++++ RECORDS SHOWN

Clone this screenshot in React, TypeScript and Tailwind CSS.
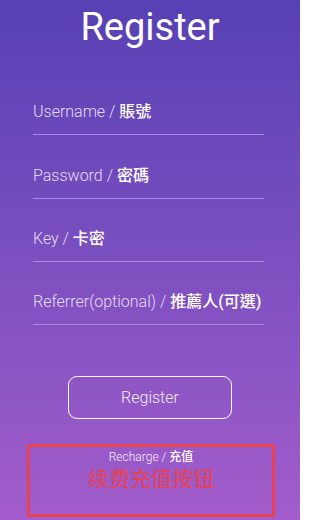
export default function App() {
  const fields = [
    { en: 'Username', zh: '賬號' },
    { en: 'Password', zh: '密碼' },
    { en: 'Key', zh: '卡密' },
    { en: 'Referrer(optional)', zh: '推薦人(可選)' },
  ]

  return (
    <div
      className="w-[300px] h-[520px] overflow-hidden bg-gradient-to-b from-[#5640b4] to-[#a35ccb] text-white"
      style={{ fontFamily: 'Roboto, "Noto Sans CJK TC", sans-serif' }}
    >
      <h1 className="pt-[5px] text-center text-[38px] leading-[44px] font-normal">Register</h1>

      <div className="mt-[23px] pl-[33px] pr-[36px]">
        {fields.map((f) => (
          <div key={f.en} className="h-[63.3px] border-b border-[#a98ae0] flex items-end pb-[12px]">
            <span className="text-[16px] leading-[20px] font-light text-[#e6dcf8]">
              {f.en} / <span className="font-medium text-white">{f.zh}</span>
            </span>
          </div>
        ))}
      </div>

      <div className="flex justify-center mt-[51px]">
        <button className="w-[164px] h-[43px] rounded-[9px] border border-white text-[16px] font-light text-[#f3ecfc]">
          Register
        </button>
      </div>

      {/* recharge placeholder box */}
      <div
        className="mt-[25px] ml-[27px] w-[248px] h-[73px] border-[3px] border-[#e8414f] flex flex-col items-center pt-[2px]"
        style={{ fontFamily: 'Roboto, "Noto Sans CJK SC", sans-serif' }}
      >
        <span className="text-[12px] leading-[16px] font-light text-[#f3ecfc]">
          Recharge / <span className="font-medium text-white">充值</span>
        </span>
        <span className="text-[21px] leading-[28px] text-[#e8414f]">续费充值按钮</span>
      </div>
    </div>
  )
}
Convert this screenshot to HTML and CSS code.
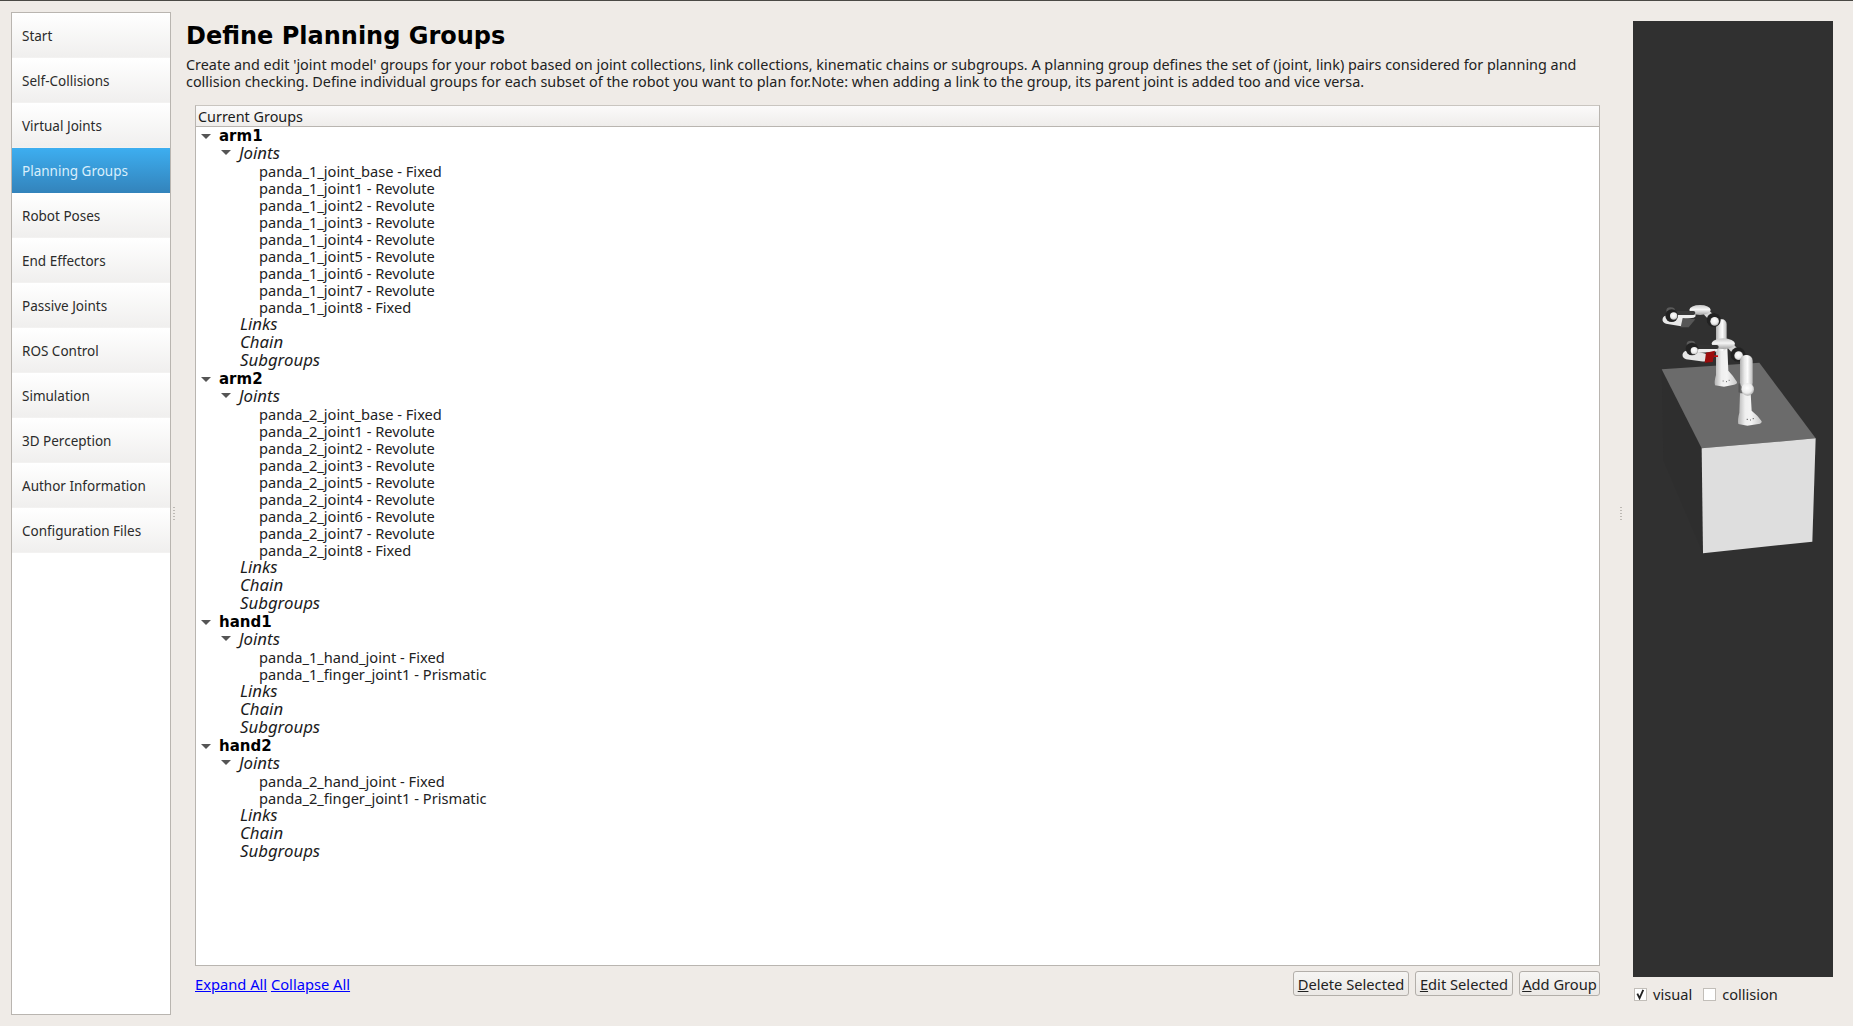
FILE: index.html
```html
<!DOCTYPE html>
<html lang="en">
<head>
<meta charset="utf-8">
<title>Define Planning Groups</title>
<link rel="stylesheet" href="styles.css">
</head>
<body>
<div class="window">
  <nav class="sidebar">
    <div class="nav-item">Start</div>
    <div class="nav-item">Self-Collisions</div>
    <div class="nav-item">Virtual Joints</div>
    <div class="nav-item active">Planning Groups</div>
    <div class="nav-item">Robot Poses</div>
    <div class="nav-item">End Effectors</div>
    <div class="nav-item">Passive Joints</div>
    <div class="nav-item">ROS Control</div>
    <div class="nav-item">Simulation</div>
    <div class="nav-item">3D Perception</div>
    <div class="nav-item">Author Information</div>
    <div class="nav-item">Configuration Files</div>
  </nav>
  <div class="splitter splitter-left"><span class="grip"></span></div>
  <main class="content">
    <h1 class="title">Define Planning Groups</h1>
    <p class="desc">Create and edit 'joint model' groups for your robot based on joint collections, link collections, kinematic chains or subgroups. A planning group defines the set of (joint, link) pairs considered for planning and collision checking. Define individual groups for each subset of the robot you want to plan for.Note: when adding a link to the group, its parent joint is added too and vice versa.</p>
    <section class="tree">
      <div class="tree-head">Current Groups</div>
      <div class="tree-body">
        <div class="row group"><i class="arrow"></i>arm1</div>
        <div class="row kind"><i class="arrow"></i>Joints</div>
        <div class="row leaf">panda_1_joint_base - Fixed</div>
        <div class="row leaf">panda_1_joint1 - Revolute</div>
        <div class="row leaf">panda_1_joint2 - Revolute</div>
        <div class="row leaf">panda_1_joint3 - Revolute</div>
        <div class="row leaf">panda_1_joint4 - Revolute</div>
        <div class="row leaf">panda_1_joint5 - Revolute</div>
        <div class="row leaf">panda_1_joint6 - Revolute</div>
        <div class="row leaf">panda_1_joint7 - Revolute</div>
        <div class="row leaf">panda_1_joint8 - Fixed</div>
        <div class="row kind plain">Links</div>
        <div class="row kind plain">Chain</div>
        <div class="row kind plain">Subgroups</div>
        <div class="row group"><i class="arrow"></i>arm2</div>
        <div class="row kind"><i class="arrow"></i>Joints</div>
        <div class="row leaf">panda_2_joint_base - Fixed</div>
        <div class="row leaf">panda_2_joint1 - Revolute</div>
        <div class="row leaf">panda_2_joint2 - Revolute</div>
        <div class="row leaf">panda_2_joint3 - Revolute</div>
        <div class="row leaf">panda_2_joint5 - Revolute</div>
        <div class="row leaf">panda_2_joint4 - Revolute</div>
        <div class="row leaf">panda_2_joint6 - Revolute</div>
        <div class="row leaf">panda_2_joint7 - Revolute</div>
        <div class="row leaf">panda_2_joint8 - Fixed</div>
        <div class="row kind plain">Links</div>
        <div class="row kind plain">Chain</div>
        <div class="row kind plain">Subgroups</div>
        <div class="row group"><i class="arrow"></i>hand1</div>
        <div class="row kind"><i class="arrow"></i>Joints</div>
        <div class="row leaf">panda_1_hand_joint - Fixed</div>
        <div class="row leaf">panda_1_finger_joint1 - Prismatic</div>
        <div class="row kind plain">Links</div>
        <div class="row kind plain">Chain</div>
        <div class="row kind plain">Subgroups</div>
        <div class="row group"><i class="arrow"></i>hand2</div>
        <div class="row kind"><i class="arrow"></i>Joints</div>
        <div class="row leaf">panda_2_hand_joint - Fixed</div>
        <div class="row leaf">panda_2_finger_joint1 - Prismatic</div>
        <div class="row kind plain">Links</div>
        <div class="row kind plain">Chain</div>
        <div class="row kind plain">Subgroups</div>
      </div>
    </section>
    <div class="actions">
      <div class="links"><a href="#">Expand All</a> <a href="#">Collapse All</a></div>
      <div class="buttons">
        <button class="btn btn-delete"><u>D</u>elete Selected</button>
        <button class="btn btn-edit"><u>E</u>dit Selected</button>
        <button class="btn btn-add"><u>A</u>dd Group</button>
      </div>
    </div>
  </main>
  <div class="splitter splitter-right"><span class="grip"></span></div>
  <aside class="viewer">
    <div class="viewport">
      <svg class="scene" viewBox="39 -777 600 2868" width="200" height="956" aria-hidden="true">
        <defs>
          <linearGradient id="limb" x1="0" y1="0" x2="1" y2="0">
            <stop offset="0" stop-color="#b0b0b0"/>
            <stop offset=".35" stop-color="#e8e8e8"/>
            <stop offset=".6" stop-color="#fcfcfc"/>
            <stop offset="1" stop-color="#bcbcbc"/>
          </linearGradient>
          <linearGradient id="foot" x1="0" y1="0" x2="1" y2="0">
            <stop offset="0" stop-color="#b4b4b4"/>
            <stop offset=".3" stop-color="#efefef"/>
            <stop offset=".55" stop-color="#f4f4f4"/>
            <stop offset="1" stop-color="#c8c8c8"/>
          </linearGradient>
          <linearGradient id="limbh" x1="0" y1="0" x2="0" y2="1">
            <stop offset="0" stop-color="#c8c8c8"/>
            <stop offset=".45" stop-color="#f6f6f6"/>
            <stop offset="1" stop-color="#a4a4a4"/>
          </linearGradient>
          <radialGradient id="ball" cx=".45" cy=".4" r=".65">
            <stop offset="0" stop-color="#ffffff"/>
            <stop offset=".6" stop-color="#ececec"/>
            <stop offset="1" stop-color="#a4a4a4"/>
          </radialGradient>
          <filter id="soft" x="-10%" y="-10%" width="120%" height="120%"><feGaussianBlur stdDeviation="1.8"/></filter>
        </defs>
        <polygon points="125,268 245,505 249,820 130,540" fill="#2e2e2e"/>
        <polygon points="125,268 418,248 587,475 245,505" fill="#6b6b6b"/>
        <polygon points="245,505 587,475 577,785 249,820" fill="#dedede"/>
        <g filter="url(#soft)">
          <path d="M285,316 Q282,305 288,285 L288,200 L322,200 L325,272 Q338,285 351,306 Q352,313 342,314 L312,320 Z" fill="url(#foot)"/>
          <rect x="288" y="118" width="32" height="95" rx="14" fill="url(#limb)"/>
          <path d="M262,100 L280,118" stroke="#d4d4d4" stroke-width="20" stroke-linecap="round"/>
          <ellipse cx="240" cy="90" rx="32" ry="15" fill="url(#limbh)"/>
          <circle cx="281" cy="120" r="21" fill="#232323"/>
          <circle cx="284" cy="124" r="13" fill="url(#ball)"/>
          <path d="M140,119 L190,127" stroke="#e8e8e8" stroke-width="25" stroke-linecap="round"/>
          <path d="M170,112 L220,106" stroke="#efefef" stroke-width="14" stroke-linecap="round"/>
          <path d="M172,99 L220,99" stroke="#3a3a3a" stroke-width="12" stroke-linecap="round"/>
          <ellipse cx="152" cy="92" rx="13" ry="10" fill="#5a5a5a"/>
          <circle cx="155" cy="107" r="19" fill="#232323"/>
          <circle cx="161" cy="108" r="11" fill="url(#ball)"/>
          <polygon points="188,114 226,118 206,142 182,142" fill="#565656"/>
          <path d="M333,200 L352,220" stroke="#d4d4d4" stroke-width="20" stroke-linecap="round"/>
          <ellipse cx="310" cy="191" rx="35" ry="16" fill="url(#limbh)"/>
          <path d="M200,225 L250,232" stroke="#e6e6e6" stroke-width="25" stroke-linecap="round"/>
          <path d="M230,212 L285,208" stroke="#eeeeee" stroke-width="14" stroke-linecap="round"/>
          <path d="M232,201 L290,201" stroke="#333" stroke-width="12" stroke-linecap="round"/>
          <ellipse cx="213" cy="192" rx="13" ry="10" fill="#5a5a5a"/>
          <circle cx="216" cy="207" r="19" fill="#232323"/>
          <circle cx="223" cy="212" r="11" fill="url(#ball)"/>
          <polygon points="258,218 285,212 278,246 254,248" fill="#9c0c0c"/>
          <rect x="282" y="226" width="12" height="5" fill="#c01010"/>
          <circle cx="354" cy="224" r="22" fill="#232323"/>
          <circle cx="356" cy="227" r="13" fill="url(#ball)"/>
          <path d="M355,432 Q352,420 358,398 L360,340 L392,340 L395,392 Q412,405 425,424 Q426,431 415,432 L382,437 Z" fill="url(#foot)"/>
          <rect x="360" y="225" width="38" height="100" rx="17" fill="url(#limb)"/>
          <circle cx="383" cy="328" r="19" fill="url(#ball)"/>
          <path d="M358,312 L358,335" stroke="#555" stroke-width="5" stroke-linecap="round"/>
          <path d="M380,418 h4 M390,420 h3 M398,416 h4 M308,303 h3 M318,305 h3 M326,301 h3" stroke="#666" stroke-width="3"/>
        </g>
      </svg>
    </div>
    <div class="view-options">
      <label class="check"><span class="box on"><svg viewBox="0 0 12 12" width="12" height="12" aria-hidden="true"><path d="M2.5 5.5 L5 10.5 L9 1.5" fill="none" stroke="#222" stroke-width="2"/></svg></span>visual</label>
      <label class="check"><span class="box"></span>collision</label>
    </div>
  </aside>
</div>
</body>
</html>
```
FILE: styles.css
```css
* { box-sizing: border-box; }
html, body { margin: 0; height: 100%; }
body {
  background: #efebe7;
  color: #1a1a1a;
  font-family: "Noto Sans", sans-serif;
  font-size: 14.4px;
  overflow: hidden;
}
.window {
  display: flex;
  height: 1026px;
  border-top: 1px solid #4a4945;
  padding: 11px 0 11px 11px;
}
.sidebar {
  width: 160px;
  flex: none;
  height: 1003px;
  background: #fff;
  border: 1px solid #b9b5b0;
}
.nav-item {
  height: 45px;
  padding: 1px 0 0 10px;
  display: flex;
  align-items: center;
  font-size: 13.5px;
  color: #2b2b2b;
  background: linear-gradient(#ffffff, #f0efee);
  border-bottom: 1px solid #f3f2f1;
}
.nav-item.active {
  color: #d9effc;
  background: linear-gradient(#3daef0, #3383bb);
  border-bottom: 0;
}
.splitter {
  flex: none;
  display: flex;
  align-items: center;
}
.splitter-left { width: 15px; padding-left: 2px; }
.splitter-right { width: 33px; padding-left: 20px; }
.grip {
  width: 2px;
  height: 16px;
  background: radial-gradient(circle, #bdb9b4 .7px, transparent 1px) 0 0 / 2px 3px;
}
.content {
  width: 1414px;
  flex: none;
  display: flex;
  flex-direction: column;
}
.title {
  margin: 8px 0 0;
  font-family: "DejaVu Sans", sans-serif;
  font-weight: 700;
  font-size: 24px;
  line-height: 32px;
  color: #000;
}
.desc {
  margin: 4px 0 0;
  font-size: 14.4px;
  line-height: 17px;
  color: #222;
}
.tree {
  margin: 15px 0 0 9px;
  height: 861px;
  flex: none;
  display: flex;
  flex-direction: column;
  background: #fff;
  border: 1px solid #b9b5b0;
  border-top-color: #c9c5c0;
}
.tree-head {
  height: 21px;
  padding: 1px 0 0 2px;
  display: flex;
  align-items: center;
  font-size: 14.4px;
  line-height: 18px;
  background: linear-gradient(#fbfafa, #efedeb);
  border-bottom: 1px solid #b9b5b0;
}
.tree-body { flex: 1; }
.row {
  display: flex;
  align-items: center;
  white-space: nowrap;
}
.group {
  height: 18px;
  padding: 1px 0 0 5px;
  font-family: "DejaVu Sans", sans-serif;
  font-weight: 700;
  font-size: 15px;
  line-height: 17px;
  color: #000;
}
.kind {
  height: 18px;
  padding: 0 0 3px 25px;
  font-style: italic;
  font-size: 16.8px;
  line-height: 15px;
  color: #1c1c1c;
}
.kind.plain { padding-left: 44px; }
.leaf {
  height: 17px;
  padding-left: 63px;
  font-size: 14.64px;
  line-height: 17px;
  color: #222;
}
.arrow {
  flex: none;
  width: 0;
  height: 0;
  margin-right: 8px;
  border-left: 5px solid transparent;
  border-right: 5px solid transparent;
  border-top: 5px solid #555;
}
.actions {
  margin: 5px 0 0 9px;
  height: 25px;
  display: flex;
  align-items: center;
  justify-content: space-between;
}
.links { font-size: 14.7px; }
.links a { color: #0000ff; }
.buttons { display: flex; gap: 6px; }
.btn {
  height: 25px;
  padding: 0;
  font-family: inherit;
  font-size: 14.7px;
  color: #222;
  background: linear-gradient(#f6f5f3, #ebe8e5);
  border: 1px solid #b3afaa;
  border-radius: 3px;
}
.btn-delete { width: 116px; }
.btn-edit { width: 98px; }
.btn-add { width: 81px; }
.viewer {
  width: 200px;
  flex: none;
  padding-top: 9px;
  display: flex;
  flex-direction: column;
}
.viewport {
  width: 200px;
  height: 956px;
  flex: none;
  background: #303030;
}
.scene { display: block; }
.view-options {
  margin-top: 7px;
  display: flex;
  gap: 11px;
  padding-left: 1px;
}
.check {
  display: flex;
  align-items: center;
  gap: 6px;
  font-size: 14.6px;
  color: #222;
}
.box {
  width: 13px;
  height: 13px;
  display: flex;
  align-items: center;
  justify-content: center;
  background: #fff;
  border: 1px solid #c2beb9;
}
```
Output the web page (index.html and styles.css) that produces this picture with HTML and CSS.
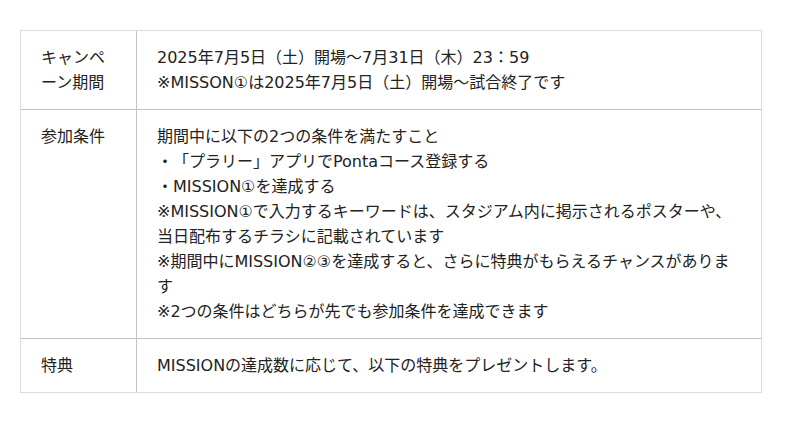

++++++++

WORK INSTRUCTIONS
Determine how many lines in the listing above hold the word "styles", answering with the number only.

RESULT BELOW
3